# Can MJ win the scoring title this season?



## Mario2300 (Sep 27, 2002)

Do you think MJ can win the scoring title this season? A lot people don't know this but early last season around mid December, Jordan was averaging 30ppg when he played in natural position of shooting guard. When Jordan started to play more SF that's when his scoring average went down a little bit. I bet money if Jordan would have played his natural position of SG last season then he would have average at least 27 pts. 

Last season Mj was looking out for the best interest of the team so he had to sacrifice and move to SF so Rip could play the SG spot.

Now that the Wizs have Stackhouse, then Jordan can move back to the SG spot and let Stackhouse play SF. A healthy Jordan this season should be able to average at 27-28 ppg. His only true competition for the scoring title is Vince Carter. Iverson now has a legit second scoring option in Keith Van Horn so I doubt he get's. Iverson he said it himself that only to take about 20 shots a game so Philly can start winning. Shaq has to share with Kobe and Paul Pierce has to share with Antoino Walker. Also now that Grant Hill is healty again T-MAC has to share the ball with him. So I don't think known of those guys are going to get the scoring title. Like I said before VC is MJ only true competition for the scoring title because Vince doesn't have that second scoring option to share the ball with. So can MJ win the scoring title for this upcoming season?

p.s By the way I think as long as Stackhouse is averaging about 23 or 24 ppg then that should keep him happy.


----------



## BCH (Jun 25, 2002)

Jordan's move to the SF spot did not affect how many shots he took. He actually took a heck of a lot of them.

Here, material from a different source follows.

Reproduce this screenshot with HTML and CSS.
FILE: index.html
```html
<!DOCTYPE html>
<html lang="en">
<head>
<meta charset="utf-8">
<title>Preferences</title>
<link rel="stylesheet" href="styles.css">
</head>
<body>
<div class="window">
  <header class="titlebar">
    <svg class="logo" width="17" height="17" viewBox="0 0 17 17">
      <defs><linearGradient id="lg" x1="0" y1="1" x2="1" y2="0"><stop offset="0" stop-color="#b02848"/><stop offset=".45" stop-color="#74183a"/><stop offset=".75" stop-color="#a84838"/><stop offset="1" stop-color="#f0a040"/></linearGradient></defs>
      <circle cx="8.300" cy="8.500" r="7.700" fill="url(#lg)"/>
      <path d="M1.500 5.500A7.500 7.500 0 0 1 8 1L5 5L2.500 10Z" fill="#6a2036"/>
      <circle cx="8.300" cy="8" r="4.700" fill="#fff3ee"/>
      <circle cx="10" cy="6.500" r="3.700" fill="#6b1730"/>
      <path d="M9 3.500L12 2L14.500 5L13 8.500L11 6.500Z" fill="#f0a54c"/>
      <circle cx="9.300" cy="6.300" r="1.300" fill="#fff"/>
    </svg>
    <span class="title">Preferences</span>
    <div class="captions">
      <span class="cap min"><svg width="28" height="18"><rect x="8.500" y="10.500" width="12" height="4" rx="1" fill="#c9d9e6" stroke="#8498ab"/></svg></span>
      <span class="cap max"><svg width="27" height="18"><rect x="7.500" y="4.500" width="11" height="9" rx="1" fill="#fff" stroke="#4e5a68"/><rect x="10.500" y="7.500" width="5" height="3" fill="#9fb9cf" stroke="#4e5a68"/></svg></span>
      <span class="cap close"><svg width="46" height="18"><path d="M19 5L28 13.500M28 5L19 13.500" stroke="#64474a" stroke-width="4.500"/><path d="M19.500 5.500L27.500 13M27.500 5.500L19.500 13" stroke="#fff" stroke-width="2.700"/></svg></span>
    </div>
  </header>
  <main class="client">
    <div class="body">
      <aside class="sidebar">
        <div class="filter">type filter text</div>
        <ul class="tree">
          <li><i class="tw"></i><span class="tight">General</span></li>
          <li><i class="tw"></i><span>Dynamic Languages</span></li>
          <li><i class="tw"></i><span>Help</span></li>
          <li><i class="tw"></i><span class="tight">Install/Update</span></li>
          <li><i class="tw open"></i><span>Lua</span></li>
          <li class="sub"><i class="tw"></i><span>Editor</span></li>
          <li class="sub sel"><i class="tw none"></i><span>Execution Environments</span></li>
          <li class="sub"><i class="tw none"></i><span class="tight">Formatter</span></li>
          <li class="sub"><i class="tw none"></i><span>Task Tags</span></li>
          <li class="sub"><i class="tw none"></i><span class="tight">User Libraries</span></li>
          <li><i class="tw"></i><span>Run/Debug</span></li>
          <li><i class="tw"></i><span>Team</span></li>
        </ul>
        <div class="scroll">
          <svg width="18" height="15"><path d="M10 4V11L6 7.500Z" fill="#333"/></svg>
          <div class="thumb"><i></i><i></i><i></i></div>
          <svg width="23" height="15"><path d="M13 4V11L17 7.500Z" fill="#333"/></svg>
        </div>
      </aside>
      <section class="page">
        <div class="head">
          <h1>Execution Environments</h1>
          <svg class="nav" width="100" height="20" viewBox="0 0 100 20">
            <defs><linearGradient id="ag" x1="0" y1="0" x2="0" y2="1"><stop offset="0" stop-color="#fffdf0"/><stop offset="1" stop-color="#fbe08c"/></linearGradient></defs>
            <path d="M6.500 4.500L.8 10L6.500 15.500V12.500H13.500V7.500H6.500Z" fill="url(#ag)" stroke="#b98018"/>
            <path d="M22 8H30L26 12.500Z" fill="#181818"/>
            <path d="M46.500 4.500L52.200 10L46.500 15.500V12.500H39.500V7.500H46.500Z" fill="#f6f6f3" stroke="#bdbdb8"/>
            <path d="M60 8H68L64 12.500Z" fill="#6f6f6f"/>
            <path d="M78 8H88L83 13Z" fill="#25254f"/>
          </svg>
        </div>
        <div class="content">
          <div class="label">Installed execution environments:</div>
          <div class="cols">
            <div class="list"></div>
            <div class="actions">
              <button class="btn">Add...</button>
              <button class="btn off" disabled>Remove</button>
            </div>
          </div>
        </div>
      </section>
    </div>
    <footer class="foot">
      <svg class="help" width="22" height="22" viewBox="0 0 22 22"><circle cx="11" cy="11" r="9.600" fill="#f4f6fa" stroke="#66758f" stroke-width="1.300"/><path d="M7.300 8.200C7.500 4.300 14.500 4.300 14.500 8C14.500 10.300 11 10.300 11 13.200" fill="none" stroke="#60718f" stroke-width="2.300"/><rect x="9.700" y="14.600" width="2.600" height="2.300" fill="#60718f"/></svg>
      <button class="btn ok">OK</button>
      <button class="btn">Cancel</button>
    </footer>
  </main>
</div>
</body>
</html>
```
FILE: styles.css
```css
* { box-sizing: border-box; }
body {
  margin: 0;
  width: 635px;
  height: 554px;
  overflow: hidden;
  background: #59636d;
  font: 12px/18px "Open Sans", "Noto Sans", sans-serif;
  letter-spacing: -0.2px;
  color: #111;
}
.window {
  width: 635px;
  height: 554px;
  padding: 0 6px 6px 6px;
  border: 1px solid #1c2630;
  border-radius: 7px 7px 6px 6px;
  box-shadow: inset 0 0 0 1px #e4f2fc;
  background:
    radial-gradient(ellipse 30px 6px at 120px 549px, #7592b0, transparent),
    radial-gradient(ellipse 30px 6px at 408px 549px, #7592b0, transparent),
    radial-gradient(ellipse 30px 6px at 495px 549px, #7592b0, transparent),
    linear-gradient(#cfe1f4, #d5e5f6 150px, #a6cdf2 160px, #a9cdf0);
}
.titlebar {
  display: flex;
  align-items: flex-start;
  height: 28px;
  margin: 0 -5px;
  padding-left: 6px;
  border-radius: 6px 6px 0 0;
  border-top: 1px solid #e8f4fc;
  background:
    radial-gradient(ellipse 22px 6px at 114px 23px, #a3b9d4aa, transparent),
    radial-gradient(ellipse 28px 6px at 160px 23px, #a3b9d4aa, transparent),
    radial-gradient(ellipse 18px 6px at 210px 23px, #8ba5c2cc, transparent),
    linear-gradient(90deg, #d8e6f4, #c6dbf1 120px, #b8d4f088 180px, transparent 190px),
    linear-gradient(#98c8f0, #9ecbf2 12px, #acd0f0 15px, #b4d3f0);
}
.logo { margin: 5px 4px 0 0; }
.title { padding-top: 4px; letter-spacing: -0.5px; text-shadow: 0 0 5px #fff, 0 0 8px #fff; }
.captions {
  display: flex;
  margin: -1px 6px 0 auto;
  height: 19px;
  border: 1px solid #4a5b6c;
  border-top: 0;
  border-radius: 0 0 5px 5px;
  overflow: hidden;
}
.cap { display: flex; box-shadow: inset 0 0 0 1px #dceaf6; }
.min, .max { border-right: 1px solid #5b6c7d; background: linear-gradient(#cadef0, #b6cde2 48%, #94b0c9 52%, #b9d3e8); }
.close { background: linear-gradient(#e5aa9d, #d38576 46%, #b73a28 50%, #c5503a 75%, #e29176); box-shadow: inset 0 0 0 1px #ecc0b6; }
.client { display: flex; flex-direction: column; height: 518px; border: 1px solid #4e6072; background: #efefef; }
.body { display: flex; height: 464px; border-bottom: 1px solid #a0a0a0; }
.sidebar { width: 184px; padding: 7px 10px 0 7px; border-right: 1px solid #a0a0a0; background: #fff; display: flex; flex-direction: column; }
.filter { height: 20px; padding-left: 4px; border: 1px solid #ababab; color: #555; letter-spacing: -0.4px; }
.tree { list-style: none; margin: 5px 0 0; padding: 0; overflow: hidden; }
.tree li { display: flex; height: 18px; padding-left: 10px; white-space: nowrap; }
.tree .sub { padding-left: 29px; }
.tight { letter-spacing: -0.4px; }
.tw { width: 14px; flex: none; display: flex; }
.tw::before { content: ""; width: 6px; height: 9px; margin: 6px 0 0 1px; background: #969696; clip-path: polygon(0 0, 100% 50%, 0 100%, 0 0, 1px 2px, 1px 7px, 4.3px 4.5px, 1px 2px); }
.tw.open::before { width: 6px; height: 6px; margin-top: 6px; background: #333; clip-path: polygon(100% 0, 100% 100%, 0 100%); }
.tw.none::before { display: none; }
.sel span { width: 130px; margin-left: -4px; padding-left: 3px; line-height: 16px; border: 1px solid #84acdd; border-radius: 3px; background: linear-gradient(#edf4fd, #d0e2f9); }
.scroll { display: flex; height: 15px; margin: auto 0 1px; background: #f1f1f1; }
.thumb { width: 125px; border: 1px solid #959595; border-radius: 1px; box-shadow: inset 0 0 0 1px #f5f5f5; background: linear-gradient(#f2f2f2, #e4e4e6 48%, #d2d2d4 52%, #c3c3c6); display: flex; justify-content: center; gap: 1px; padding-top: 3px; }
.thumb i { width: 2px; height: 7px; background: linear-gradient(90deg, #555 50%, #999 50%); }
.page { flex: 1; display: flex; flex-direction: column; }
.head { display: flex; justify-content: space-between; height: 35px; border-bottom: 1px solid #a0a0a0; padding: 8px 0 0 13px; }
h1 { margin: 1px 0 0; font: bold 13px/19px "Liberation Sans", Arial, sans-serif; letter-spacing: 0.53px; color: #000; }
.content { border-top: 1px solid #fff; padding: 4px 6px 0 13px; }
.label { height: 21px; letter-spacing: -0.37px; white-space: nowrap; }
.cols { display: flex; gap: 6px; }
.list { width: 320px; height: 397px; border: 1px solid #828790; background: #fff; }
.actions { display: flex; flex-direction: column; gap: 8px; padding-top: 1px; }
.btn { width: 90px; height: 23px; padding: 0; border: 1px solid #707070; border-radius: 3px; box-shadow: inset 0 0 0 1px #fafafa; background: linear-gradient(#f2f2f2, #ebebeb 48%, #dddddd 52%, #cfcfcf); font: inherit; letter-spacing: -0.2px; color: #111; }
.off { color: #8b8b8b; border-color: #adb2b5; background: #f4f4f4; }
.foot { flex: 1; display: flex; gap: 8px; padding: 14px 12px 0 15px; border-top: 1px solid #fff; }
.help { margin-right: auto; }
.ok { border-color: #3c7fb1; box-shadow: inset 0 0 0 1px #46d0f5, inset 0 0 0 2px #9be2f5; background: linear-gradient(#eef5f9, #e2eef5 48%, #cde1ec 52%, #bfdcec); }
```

I don't see it happening without him getting some consistent scoring from 3 point land, and dramatically increasing his shooting accuracy over last season. Even then, I don't think he will.


----------



## SkywalkerAC (Sep 20, 2002)

chances of mj leading the league are slim to none. looking at his numbers his past few seasons one can see the downward trend. he's not going to break 30 ppg this season. probably closer to 22. the truth is, he's not going to be looking to take nearly as many shots this year. i don't see that being the wiz's key to winning ballgames. he has the supporting cast this year and doesn't have to but in huge minutes for washington to fair well.


----------



## MightyReds2020 (Jul 19, 2002)

The more likely scenario is MJ's scoring will plummet to around 20 ppg. MJ will defer more to Stackhouse to take the scoring load because Stackhouse is a legitimate scorer throughout his career. It's very possible that Stackhouse will lead the team in scoring not MJ. One more thing, MJ won't get the minutes to score that many points anyway.


----------



## shroombal (Jul 17, 2002)

and hughes can score tooo


----------